Jess Bhamra (Parminder Nagra) is an 18-year-old Londoner who is bound for college and the study of law. However, her real passion is soccer, and her hero is David Beckham, England's top professional in the popular sport. Her strict Anglo-Indian parents desperately want Jess to follow in the footsteps of her older sister Pinkie (Archie Panjabi), who is about to get married. Instead Jess slips off secretly to the park where she practices soccer with boys.

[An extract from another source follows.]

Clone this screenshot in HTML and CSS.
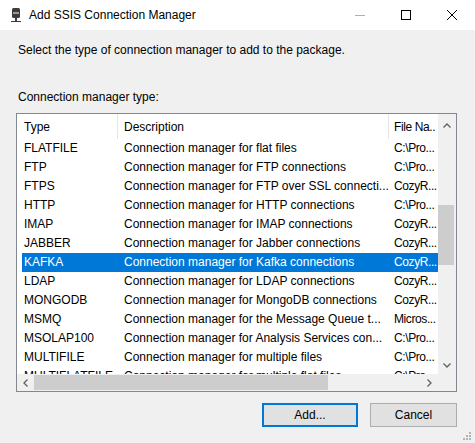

One day Jules (Keira Knightley) watches her play and asks her to try out for the Hounslow Harriers, an all-girl team coached by Joe (Jonathan Rhys Meyers), a once promising player whose career ended with a terrible knee injury. Jules has some problems with her mother (Juliet Stevenson), who wants her to be more feminine and less obsessed with soccer. Her father supports her interest in the game. Jules dreams of going to America where women actually can play in a professional league of their own.

This is Gurinder Chadha's third film (Bhaji on the Beach, What's Cooking), and it has been a smash hit in England. The director does a wonderful job catching some of the tensions in the Bhamra household where Jess's traditional parents are appalled by their daughter's rebellious attitudes. "Anyone can cook aloo gobi," she complains, "but who can bend a ball like Beckham?" They hope that she will eventually get engaged to Tony (Ameet Chana) but he secretly admits to her that he's gay.

In one of the drama's many funny moments, when a beeper goes off at Pinkie's wedding, all the Indian grannies reach into their purses for their cell phones. Tradition and modern ways intermix in the activities of these characters. Another comic motif has Jules's mother worrying that her daughter is having a lesbian affair with Jess. All these mix-ups do not subtract from the delight in watching the lead character stick to her dream of becoming a soccer player, no matter what the obstacles. Newcomer Nagra Parminder is buoyant as Jess and the spunky mixture of Indian and pop tunes keeps the proceedings zipping along nicely.